Однажды в конце февраля она решила надеть юбку, которую давно не надевала, и обнаружила, что та не желает сходиться у нее на талии. Она встала на весы и возмутилась:
– Какой ужас! От твоих забот я поправилась на целых два килограмма!
– Я это уже заметил по твоей груди и должен сказать, что тебе ужасно идет! – с улыбкой отвечал он.
– Противный мальчишка! – воскликнула она. – Ты специально меня раскармливаешь, потому что тебе нравятся полненькие!
– Мне нравишься только ты. А твои килограммы – всего лишь результат нормального питания. Успокойся, дальше этого твой вес не пойдет!
Так оно и оказалось, а через некоторое время она даже похудела на полкило.

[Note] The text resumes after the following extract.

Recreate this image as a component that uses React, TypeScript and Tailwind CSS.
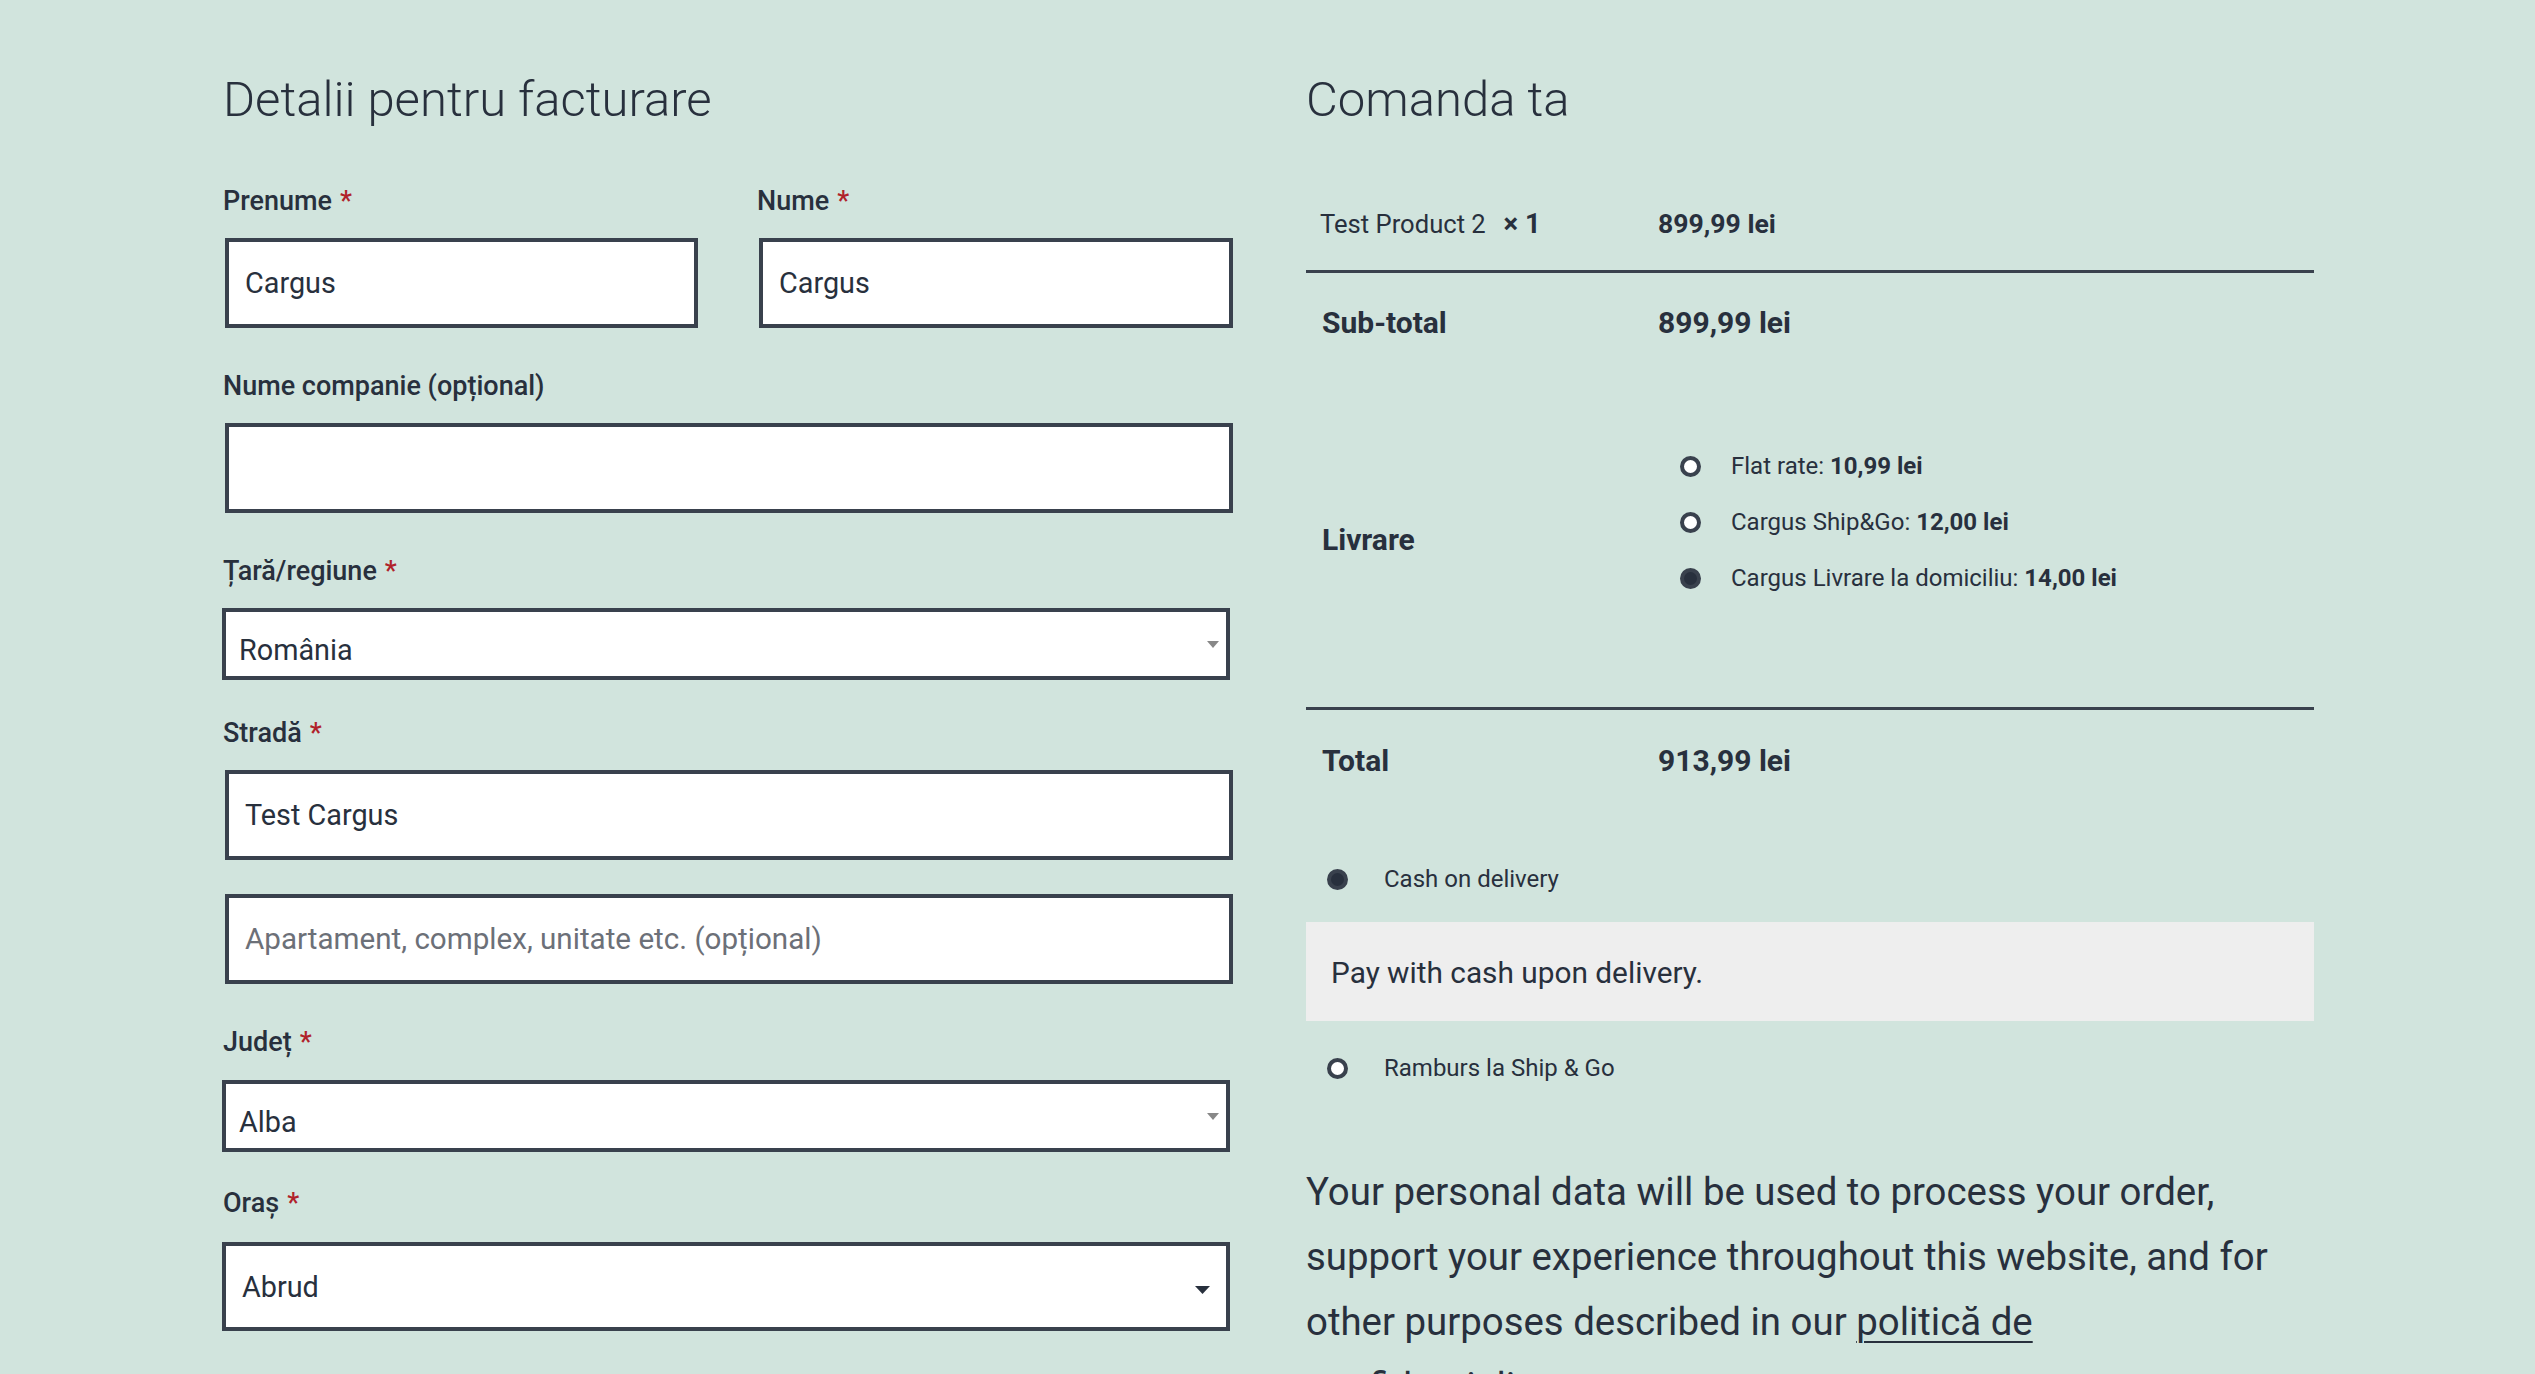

В жизни устроено так, что на смену упоению приходит насыщение. Ведь даже буря не может длиться долго, и рано или поздно ей требует передышки. Она заметила, что их желания перестали совпадать по времени. Точнее, он хотел ее всегда, а она его – гораздо реже. В таких случаях она, не желая ему отказывать, ложилась набок и просила:
– Погладь меня…
Ближе к восьмому марта он предложил:
– Давай купим тебе новую машину!
– С какой стати? – искренне удивилась она.
– Разве ты не хочешь новую машину? Такую, как у меня!
– Такая, как у тебя у нас уже есть. Зачем нам вторая?
– Я хочу сделать тебе подарок, сделать приятное, в конце концов!
– У меня есть машина, которая меня устраивает. Тем более, что я почти ей не пользуюсь – ведь ты у меня стал вроде водителя! Нет, Димочка, спасибо, конечно, но бросать деньги на ветер я тебе не разрешаю! И, кстати, давай обойдемся в этот день без дорогих украшений – мне их и так девать некуда! Купи мне лучше три розочки с открыточкой, и напиши, что любишь, целуешь и все такое!
А чтобы придать своим увещеваниям неотразимую убедительность, добавила:
– Давай беречь деньги для наших детей, хорошо?
Про детей она отныне упоминала всякий раз, когда нужно было укротить его нежное упрямство. Можно даже сказать – злоупотребляла этим.
– Хорошо! – привлек он ее к себе.
С некоторых пор ему такое дозволялось.
15
Мало-помалу их отношения обретали основательность.
Полагая, что их семейное будущее лишь вопрос времени, он постепенно освобождался от сиюминутной чувственной жадности, безболезненно отправляя ее в завтрашний день. Смиряя возбуждение, он, наконец, научился гладить ее по-отцовски, и она засыпала в его объятиях, слабея и затихая на полуслове и оставляя его наедине с умилением. Нетерпеливое ожидание совокуплений он заменил жадным вниманием к ее миру и памяти.
– Расскажи мне что-нибудь о себе! – просил он, усаживаясь с ней на диван и зарываясь лицом в ее волосы.